Disclaimer: This is a homework problem for my graduate Applied Complex Variables course. The book being used is "Applied and Computational Complex Analysis: Volume 1" by Peter Henrici.
Problem:
Let $a,b,c$ be complex numbers, $a\neq b,c\neq 0$, and let
\begin{align*}
w=f(z):=\frac{1}{c}(e^{az}-e^{bz}).
\end{align*}
Show that the inverse function near $w=0$ is represented by
\begin{align*}
z=f^{[-1]}(w)=\frac{1}{d}\sum_{n=1}^\infty \frac{(-1)^{n-1}c^n}{n!}\left(\frac{nb}{d}+1\right)_{n-1}w^n,
\end{align*}
where $d:=a-b$. Derive as special cases the representations for the inverses of the functions
\begin{align*}
w=\sin z,\quad w=e^z-1,\quad w=e^{\alpha z}\sin \beta z,
\end{align*}
and, as the limiting case $a=b+c$, $c\to 0$, $w=ze^{bz}$. [To compute residues use formal integration by parts; see Problem $1.8.6$.]
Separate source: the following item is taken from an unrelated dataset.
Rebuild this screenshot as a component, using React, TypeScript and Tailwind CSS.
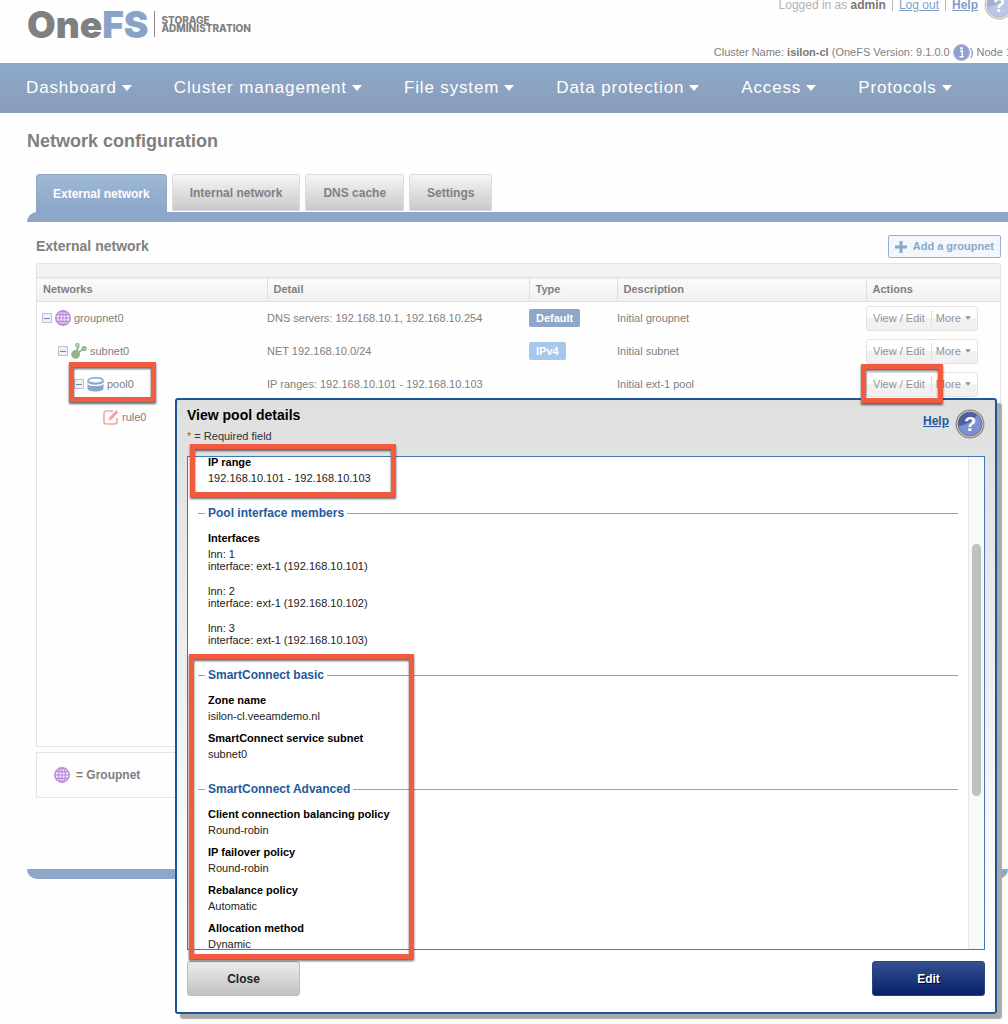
import type { ReactNode } from 'react';
import { clsx } from 'clsx';

const navItems = ['Dashboard', 'Cluster management', 'File system', 'Data protection', 'Access', 'Protocols'];

const tabs = ['External network', 'Internal network', 'DNS cache', 'Settings'];

const rows = [
  {
    name: 'groupnet0',
    icon: <GlobeIcon />,
    indent: 'pl-[5px]',
    detail: 'DNS servers: 192.168.10.1, 192.168.10.254',
    type: 'Default',
    typeColor: 'bg-[#8ea6c8]',
    description: 'Initial groupnet',
  },
  {
    name: 'subnet0',
    icon: <SubnetIcon />,
    indent: 'pl-[21px]',
    detail: 'NET 192.168.10.0/24',
    type: 'IPv4',
    typeColor: 'bg-[#a5c8ec]',
    description: 'Initial subnet',
  },
  {
    name: 'pool0',
    icon: <PoolIcon />,
    indent: 'pl-[37px]',
    detail: 'IP ranges: 192.168.10.101 - 192.168.10.103',
    type: '',
    typeColor: '',
    description: 'Initial ext-1 pool',
  },
];

const interfaces = [
  { lnn: 1, ip: '192.168.10.101' },
  { lnn: 2, ip: '192.168.10.102' },
  { lnn: 3, ip: '192.168.10.103' },
];

function GlobeIcon() {
  return (
    <svg className="h-4 w-4 shrink-0" viewBox="0 0 16 16" fill="none" stroke="#b98ad6">
      <circle cx="8" cy="8" r="7.2" fill="#f3e6fa" strokeWidth="1.5" />
      <ellipse cx="8" cy="8" rx="3.4" ry="7" strokeWidth="1.1" />
      <path d="M8 1v14M1 8h14M2.2 4.6h11.6M2.2 11.4h11.6" strokeWidth="1.1" />
    </svg>
  );
}

function SubnetIcon() {
  return (
    <svg className="h-4 w-4 shrink-0" viewBox="0 0 16 16" fill="none" stroke="#94b58e">
      <path d="M5.5 9L7.500 3M5 10.500l8-4.500" strokeWidth="2" />
      <circle cx="4.6" cy="11.3" r="4.4" fill="#94b58e" stroke="none" />
      <circle cx="6.4" cy="2.2" r="1.500" fill="#fff" strokeWidth="1.500" />
      <circle cx="13.200" cy="5.500" r="1.600" fill="#fff" strokeWidth="2" />
    </svg>
  );
}

function PoolIcon() {
  return (
    <svg className="h-[15px] w-[17px] shrink-0" viewBox="0 0 17 15">
      <path d="M.5 3.500v8C.5 13.400 4 14.500 8.500 14.500s8-1.100 8-3v-8z" fill="#8ba6cb" />
      <ellipse cx="8.500" cy="3.500" rx="7.500" ry="2.700" fill="#fff" stroke="#8ba6cb" strokeWidth="1.400" />
      <path d="M.5 6.200c1.500 1.600 4.500 2.100 8 2.100s6.500-.5 8-2.100" fill="none" stroke="#fff" strokeWidth="1.300" />
    </svg>
  );
}

function RuleIcon() {
  return (
    <svg className="h-4 w-4 shrink-0" viewBox="0 0 16 16" fill="none" stroke="#f3a5a5">
      <path d="M10 2H3.200A2.200 2.200 0 0 0 1 4.200v8.600A2.200 2.200 0 0 0 3.200 15h8.600a2.200 2.200 0 0 0 2.200-2.200V9" strokeWidth="1.600" />
      <path d="M5.500 11.500l.8-3.300L13 1.500c.6-.6 2.900 1.400 2.200 2.200L8.600 10.500z" fill="#f3a5a5" stroke="none" />
    </svg>
  );
}

function HelpIcon({ faded = false }: { faded?: boolean }) {
  return (
    <svg className={clsx('h-[30px] w-[30px] shrink-0', faded && 'opacity-50')} viewBox="0 0 30 30">
      <circle cx="15" cy="15" r="14.500" fill="#8e8e8e" />
      <circle cx="15" cy="15" r="13.200" fill="#cfcfcf" />
      <circle cx="15" cy="15" r="12" fill="#7b90d2" stroke="#70747f" />
      <path d="M3.500 17A11.600 11.600 0 0 1 22 5.800C18 12 11 16 3.500 17z" fill="#4a60a0" />
      <text x="15" y="22" textAnchor="middle" fontSize="20" fontWeight="bold" fill="#fff">?</text>
    </svg>
  );
}

function InfoIcon() {
  return (
    <svg className="h-[17px] w-[17px] shrink-0" viewBox="0 0 17 17">
      <circle cx="8.500" cy="8.500" r="8" fill="#8f9fd4" stroke="#b3bad0" />
      <circle cx="8.500" cy="4.200" r="1.300" fill="#fff" />
      <path d="M7 7h2.300v5.500M6.500 12.800h4.200" stroke="#fff" strokeWidth="1.500" fill="none" />
    </svg>
  );
}

function Toggle() {
  return (
    <button aria-label="Collapse" className="grid h-[10px] w-[10px] shrink-0 place-items-center border border-[#b9c3d4] bg-[#eef2f8]">
      <span className="h-px w-1.5 bg-[#7886a0]" />
    </button>
  );
}

function Caret({ className }: { className?: string }) {
  return (
    <svg className={className} viewBox="0 0 10 6" fill="currentColor">
      <path d="M0 0h10L5 6z" />
    </svg>
  );
}

function TreeItem({ indent, icon, name, leaf = false }: { indent: string; icon: ReactNode; name: string; leaf?: boolean }) {
  return (
    <div className={clsx('flex items-center gap-[3px]', indent)}>
      {!leaf && <Toggle />}
      {icon}
      <span>{name}</span>
    </div>
  );
}

function RowActions() {
  return (
    <div className="flex h-[25px] w-28 items-center rounded-[3px] border border-[#e2e2e2] bg-linear-to-b from-white from-50% to-[#f1f1f1] to-50% text-[#939393]">
      <button className="pl-1.5">View / Edit</button>
      <span className="mr-1 ml-1.5 h-4 w-px bg-[#e0e0e0]" />
      <button className="flex items-center gap-1">
        More
        <Caret className="h-1 w-1.5" />
      </button>
    </div>
  );
}

function Highlight({ className }: { className: string }) {
  return (
    <div className={clsx('pointer-events-none absolute border-[5px] border-[#f25a42] drop-shadow-[0_2px_1px_rgba(0,0,0,0.6)]', className)} />
  );
}

function Section({ title, children }: { title: string; children: ReactNode }) {
  return (
    <section className="pt-3">
      <div className="mb-2.5 flex items-center gap-[3px]">
        <span className="h-px w-[7px] bg-[#8aa5c4]" />
        <h3 className="text-[12px] leading-4 font-bold text-[#235a9b]">{title}</h3>
        <span className="h-px flex-1 bg-[#8aa5c4]" />
      </div>
      {children}
    </section>
  );
}

function Field({ label, children }: { label: string; children: ReactNode }) {
  return (
    <dl className="mb-[9px] pl-2.5">
      <dt className="text-[11px] leading-[15px] font-bold text-black">{label}</dt>
      <dd className="flex flex-col gap-[13px] pt-0.5 text-[11px] leading-3 text-[#222]">{children}</dd>
    </dl>
  );
}

function PoolDialog() {
  return (
    <div
      role="dialog"
      aria-labelledby="dialog-title"
      className="absolute top-[398px] right-[11px] left-[175px] z-10 rounded-[3px] border-2 border-[#1d5596] bg-linear-to-b from-[#dfdfdf] to-white to-90% px-2.5 pb-4 shadow-[5px_5px_1px_#a9a9a9]"
    >
      <div className="flex h-14 justify-between">
        <div className="pt-1.5">
          <h2 id="dialog-title" className="text-[14px] leading-[18px] font-bold text-black">View pool details</h2>
          <p className="mt-1 text-[11px] leading-4 text-[#333]">
            <span className="text-[#d8431f]">*</span> = Required field
          </p>
        </div>
        <div className="flex items-start gap-1.5 pt-[9px]">
          <a href="#help" className="pt-1 text-[12px] leading-4 font-bold text-[#235a9b] underline">Help</a>
          <HelpIcon />
        </div>
      </div>

      <div className="flex h-[494px] overflow-hidden border border-[#4577b0] bg-white">
        <div className="-mt-0.5 min-w-0 flex-1 pr-2.5 pl-2.5">
          <Field label="IP range">
            <span>192.168.10.101 - 192.168.10.103</span>
          </Field>
          <Section title="Pool interface members">
            <Field label="Interfaces">
              {interfaces.map((item) => (
                <div key={item.lnn}>
                  <div>lnn: {item.lnn}</div>
                  <div>interface: ext-1 ({item.ip})</div>
                </div>
              ))}
            </Field>
          </Section>
          <Section title="SmartConnect basic">
            <Field label="Zone name">isilon-cl.veeamdemo.nl</Field>
            <Field label="SmartConnect service subnet">subnet0</Field>
          </Section>
          <Section title="SmartConnect Advanced">
            <Field label="Client connection balancing policy">Round-robin</Field>
            <Field label="IP failover policy">Round-robin</Field>
            <Field label="Rebalance policy">Automatic</Field>
            <Field label="Allocation method">Dynamic</Field>
          </Section>
        </div>
        <div className="w-4 border-l border-[#e6e6e6] bg-[#f9f9f9] pt-[87px] pl-[3px]">
          <div className="h-[252px] w-[9px] rounded-full bg-[#c1c1c1]" />
        </div>
      </div>

      <div className="mt-[11px] flex justify-between text-[12px] font-bold">
        <button className="h-[35px] w-[113px] rounded-[3px] border border-[#bdbdbd] bg-linear-to-b from-[#ececec] to-[#c2c2c2] text-[#222]">
          Close
        </button>
        <button className="h-[35px] w-[113px] rounded-[3px] border border-[#2a4383] bg-linear-to-b from-[#35508f] to-[#08206b] text-white text-shadow-[1px_1px_0_#000]">
          Edit
        </button>
      </div>

      <Highlight className="top-[44px] left-[13px] h-[53px] w-[206px]" />
      <Highlight className="top-[254px] left-[12px] h-[305px] w-[225px]" />
    </div>
  );
}

export default function App() {
  return (
    <div className="relative min-h-screen overflow-hidden bg-[#fefefe] pb-36 font-['Liberation_Sans',Arial,sans-serif] text-[11px] text-[#808080]">
      <header className="flex h-[63px] justify-between overflow-hidden pl-[27px] whitespace-nowrap">
        <div className="flex h-12 items-center font-['Inter',sans-serif]">
          <span className="text-[37px] leading-none font-black">
            One<span className="text-[#8aa4c8]">FS</span>
          </span>
          <span className="mr-1.5 ml-1.5 h-[26px] w-px bg-[#8c8c8c]" />
          <span className="text-[10px] leading-[8px] font-extrabold">
            <span className="block">STORAGE</span>
            <span className="block">ADMINISTRATION</span>
          </span>
        </div>
        <div className="flex flex-col items-end justify-between pb-0.5">
          <div className="-mt-2.5 -mr-1.5 flex items-center gap-1.5 text-[12px] text-[#b2b2b2]">
            <span>
              Logged in as <b className="text-[#777]">admin</b>
            </span>
            <span className="h-3 w-px bg-[#bbb]" />
            <a href="#logout" className="text-[#7f9fc8] underline">Log out</a>
            <span className="h-3 w-px bg-[#bbb]" />
            <a href="#help" className="font-bold text-[#7f9fc8] underline">Help</a>
            <HelpIcon faded />
          </div>
          <div className="-mr-1 flex items-center">
            <span>
              Cluster Name: <b className="text-[#777]">isilon-cl</b> (OneFS Version: 9.1.0.0&nbsp;
            </span>
            <InfoIcon />
            <span>) Node 1</span>
          </div>
        </div>
      </header>

      <nav className="flex h-[50px] items-center gap-[42px] bg-linear-to-b from-[#8da8ca] to-[#899db8] pl-[26px] text-[17px] tracking-wider whitespace-nowrap text-white">
        {navItems.map((item) => (
          <button key={item} className="flex items-center gap-[5px]">
            {item}
            <Caret className="h-[6px] w-[10px]" />
          </button>
        ))}
      </nav>

      <main className="pl-[27px]">
        <h1 className="pt-4 text-[18px] leading-6 font-bold">Network configuration</h1>

        <div className="mt-[21px] flex items-start gap-[5px] pl-[9px] text-[12px] font-bold">
          {tabs.map((tab, index) => (
            <button
              key={tab}
              className={clsx(
                'rounded-t-[3px] border',
                index === 0
                  ? 'h-[39px] border-[#8ea6c8] bg-linear-to-b from-[#9fb9d4] to-[#8ba6c8] px-4 text-white'
                  : 'h-[37px] border-[#dcdcdc] bg-linear-to-b from-[#f6f6f6] to-[#c9c9c9] px-[17px]',
              )}
            >
              {tab}
            </button>
          ))}
        </div>
        <div className="-mt-px h-2.5 rounded-tl-[10px] bg-[#8ea6c8]" />

        <div className="pr-[7px] pl-[9px]">
          <div className="mt-[13px] flex h-[23px] items-center justify-between">
            <h2 className="text-[14px] font-bold">External network</h2>
            <button className="flex h-[23px] items-center gap-1.5 rounded-[2px] border border-[#93b0d6] bg-[#f2f6fd] px-1.5 font-bold text-[#8ea6c8]">
              <svg className="h-3 w-3" viewBox="0 0 12 12" fill="#8ea6c8">
                <path d="M4.500 0h3v4.500H12v3H7.500V12h-3V7.500H0v-3h4.500z" />
              </svg>
              Add a groupnet
            </button>
          </div>

          <div className="mt-[5px] min-h-[484px] rounded-t-[3px] border border-[#e6e0e2]">
            <div className="h-[13px] bg-[#f3f3f4]" />
            <table className="w-full table-fixed text-left">
              <thead>
                <tr className="h-6 border-y border-[#e0e0e0] bg-linear-to-b from-[#fbfbfb] to-[#f0f0f1]">
                  <th className="w-[230px] pl-1.5">Networks</th>
                  <th className="w-[262px] border-l border-[#e0e0e0] pl-1.5">Detail</th>
                  <th className="w-[88px] border-l border-[#e0e0e0] pl-1.5">Type</th>
                  <th className="border-l border-[#e0e0e0] pl-1.5">Description</th>
                  <th className="w-[134px] border-l border-[#e0e0e0] pl-1.5">Actions</th>
                </tr>
              </thead>
              <tbody>
                {rows.map((row) => (
                  <tr key={row.name} className="h-[33px]">
                    <td className="p-0">
                      <TreeItem indent={row.indent} icon={row.icon} name={row.name} />
                    </td>
                    <td className="p-0">{row.detail}</td>
                    <td className="p-0">
                      {row.type && (
                        <span className={clsx('inline-block rounded-[2px] px-[7px] leading-[18px] font-bold text-white', row.typeColor)}>
                          {row.type}
                        </span>
                      )}
                    </td>
                    <td className="p-0">{row.description}</td>
                    <td className="p-0">
                      <RowActions />
                    </td>
                  </tr>
                ))}
                <tr className="h-[33px]">
                  <td className="p-0">
                    <TreeItem indent="pl-[66px]" icon={<RuleIcon />} name="rule0" leaf />
                  </td>
                </tr>
              </tbody>
            </table>
          </div>

          <div className="mt-[5px] flex h-[46px] items-center gap-1.5 border border-[#e4e4e4] pl-[17px] text-[12px] font-bold">
            <GlobeIcon />
            = Groupnet
          </div>
        </div>
        <div className="mt-[71px] h-2.5 rounded-b-[10px] bg-[#8ea6c8]" />
      </main>

      <PoolDialog />

      <Highlight className="top-[362px] left-[69px] z-20 h-10 w-[87px]" />
      <Highlight className="top-[364px] right-[65px] z-20 h-[39px] w-[82px]" />
    </div>
  );
}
Attempted Solution: Since $e^z$ is analytic at zero it follows that $\frac{1}{c}(e^{az}-e^{bz})$ is analytic and has a power series representation near $z=0$. Representing $f(z)$ by its power series it follows: $$w=f(z)=\frac{1}{c}(e^{az}-e^{bz})=\frac{1}{c}\sum_{n=1}^\infty\frac{a^n-b^n}{n!}z^n=F.$$ Applying Lagrange Inversion to $H:=[F]_1^\frac{1}{n}Z(B_\frac{1}{n}\circ Q)$ where $$Q:=\sum_{n=1}^\infty\frac{a^{n+1}-b^{n+1}}{(n+1)!(a-b)}z^n$$ we have the following: $$z=H^{[-1]}(w)=\sum_{m=1}^\infty\frac{C^m}{m(a-b)^m}\text{res}[Z^{-m}(B_{-m}\circ Q)]z^m.$$ The residue is then the $(m-1)$st coefficient of $B_{-m}\circ Q$ which can be calculated by J.C.P. Miller which gives $$[B_{-m}\circ Q]_0=1, \quad [B_{-m}\circ Q]_{m-1}=\frac{1}{m-1}\sum_{n=1}^{m-1}[(-m+1)k-(m-1)]\frac{a^{k+1}-b^{k+1}}{(k+1)!(a-b)}[B_{-m}\circ Q]_{m-1-k}.$$ Some simplification can be done to the second expression to get $$[B_{-m}\circ Q]_{m-1}=-\sum_{n=1}^{m-1}\frac{a^{k+1}-b^{k+1}}{k!(a-b)}[B_{-m}\circ Q]_{m-1-k}.$$ However, I am uncertain as to where to go from here. The question suggests using the identity $$\text{res}(M'N)=-\text{res}(N'M),$$ where $M$ and $N$ are formal Laurent series, and formal integration by parts to calculate the residue. It is possible to try and find $F^{[-1]}$ directly, though it would be a far more difficult calculation. Thank you in advance for any insight you may be willing to provide.
Update: I have reduced the problem to showing the following: $$\text{res}[d^{-n}Z^{-n}(B_{-n}\circ Q)]=\binom{\frac{nb}{d}+1}{n-1}$$ This was done by analyzing the desired result and form of $z$.